**MATERIAL FOR THIS TASK**
>>

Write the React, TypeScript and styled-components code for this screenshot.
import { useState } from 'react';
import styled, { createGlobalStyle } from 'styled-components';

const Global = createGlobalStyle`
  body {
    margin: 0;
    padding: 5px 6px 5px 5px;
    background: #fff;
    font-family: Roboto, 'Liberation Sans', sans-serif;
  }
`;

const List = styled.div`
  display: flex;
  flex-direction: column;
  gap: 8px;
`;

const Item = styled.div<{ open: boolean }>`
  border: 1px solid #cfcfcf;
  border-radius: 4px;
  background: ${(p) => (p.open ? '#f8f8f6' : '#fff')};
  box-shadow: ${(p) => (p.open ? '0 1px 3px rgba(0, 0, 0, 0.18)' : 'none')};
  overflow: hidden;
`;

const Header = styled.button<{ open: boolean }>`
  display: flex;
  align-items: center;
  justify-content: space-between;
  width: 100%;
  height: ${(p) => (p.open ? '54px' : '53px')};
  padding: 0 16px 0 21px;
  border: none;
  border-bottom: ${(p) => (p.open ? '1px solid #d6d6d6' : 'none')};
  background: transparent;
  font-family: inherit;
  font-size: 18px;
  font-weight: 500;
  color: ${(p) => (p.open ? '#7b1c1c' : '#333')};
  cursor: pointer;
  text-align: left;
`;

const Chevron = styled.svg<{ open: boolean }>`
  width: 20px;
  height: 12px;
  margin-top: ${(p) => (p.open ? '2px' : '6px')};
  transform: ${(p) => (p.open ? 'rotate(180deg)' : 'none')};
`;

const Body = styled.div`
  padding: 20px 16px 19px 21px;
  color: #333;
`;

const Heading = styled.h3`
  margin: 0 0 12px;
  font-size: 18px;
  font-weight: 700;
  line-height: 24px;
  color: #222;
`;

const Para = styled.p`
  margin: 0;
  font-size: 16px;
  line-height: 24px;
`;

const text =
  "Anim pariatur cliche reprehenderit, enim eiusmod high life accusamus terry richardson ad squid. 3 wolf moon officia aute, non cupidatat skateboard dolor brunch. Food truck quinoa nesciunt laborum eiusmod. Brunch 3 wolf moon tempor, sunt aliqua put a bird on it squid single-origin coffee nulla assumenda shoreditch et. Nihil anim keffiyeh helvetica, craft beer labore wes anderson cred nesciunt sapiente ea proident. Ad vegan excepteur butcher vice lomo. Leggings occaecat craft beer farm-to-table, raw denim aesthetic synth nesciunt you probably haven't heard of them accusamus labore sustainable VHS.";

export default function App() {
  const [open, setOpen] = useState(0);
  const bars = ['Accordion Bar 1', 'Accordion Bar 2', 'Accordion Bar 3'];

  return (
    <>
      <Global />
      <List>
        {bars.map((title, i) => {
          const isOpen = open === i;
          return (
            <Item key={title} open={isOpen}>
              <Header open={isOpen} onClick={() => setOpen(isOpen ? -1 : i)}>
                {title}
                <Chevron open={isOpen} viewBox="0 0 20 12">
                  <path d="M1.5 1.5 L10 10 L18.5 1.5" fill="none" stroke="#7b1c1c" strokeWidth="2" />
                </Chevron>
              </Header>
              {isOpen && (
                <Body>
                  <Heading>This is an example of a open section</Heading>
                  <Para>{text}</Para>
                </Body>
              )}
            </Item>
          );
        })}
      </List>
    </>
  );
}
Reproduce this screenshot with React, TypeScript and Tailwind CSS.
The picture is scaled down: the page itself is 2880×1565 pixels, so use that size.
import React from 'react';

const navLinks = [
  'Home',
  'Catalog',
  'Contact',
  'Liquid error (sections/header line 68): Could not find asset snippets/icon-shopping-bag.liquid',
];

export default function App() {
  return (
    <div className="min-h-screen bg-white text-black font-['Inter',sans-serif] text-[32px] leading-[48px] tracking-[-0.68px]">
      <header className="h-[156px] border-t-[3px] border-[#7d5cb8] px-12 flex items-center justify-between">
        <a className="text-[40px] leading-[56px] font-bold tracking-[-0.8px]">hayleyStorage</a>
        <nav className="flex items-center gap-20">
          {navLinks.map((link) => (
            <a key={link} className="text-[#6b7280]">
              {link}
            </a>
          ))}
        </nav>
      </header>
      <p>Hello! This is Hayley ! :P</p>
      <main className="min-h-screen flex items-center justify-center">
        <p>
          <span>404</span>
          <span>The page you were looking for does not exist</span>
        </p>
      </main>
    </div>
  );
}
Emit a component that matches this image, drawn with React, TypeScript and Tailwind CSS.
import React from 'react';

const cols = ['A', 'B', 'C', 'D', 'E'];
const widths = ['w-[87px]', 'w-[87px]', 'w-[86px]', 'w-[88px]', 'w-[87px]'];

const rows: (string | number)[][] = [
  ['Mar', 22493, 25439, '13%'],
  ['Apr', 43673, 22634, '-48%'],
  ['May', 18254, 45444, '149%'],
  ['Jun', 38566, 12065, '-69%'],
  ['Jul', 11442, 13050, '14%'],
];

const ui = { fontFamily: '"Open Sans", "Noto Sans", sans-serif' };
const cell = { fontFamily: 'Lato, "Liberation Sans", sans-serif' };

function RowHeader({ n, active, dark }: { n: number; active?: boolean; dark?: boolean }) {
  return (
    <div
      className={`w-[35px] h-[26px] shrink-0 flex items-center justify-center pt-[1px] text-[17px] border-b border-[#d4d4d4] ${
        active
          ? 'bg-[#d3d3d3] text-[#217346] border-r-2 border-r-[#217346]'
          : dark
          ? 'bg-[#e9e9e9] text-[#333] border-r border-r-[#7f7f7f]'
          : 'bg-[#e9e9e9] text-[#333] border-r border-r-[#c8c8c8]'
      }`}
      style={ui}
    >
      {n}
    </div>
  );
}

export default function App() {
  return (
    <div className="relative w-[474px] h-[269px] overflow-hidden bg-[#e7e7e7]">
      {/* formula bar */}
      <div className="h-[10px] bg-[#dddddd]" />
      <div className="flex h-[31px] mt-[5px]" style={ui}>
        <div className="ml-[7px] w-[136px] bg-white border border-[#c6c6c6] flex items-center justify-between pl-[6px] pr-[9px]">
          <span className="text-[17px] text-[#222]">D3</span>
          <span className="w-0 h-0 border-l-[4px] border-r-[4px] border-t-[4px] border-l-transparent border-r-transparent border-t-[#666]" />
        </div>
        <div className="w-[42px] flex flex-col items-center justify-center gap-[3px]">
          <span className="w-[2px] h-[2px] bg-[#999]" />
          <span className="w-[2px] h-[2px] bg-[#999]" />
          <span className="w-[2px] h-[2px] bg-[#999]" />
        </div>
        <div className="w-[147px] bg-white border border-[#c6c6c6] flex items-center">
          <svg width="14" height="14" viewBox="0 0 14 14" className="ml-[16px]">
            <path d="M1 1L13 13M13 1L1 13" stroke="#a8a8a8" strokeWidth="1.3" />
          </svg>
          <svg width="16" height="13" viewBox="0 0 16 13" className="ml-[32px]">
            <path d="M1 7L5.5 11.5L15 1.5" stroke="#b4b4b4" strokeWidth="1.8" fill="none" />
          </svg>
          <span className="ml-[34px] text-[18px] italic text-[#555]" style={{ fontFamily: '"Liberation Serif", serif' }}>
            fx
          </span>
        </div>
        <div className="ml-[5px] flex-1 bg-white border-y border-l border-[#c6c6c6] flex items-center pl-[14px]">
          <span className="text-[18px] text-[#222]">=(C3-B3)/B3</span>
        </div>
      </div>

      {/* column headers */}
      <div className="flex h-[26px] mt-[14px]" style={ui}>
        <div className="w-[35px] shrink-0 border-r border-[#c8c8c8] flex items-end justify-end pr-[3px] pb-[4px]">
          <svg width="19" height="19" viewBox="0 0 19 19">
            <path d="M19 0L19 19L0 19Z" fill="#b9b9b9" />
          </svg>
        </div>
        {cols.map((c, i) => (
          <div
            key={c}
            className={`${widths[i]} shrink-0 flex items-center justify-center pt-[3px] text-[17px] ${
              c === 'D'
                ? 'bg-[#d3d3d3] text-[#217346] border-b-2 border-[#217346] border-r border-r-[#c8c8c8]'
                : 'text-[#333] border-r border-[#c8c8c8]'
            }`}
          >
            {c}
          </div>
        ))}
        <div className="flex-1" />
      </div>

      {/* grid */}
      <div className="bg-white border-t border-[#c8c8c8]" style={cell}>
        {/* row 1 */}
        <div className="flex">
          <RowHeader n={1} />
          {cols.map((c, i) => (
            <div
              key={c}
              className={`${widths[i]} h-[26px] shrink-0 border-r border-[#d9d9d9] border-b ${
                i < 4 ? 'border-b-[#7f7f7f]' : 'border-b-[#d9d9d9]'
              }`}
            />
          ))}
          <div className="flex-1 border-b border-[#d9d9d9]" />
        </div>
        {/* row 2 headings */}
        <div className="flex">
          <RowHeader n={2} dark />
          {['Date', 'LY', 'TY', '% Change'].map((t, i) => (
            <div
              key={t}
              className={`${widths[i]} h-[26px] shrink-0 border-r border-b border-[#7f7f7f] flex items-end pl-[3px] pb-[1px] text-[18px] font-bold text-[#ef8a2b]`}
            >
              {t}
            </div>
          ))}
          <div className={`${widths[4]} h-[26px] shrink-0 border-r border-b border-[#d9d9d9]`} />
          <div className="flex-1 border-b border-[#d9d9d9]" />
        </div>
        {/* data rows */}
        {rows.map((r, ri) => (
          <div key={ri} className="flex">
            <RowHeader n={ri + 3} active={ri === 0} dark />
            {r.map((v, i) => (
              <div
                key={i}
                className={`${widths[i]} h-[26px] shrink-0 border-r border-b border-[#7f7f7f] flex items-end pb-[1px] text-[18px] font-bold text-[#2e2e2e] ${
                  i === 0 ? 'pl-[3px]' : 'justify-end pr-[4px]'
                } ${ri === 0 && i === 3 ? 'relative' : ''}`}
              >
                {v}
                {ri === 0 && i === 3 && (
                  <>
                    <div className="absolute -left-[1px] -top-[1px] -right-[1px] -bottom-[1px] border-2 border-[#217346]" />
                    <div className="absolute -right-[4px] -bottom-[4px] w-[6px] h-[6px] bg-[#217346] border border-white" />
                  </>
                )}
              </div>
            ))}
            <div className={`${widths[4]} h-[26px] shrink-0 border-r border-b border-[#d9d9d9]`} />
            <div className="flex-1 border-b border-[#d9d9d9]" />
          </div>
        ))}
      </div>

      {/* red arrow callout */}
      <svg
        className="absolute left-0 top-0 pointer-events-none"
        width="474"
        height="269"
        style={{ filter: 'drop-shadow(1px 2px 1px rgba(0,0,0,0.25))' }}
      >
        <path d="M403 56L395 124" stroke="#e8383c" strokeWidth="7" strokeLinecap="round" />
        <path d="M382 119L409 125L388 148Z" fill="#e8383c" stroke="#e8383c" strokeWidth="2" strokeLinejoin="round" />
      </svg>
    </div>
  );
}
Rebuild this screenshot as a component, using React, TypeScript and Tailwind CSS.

<<

**STATED PROBLEM**
In the listing above, find the line containing "Emit a component" and the line containing "['w-[87px]', 'w-[87px]', 'w-[86px]', 'w-[88px]', 'w-[87px]'];", then quote both, plus every line between them, exactly as written.

**COMPLETED TASK**
Emit a component that matches this image, drawn with React, TypeScript and Tailwind CSS.
import React from 'react';

const cols = ['A', 'B', 'C', 'D', 'E'];
const widths = ['w-[87px]', 'w-[87px]', 'w-[86px]', 'w-[88px]', 'w-[87px]'];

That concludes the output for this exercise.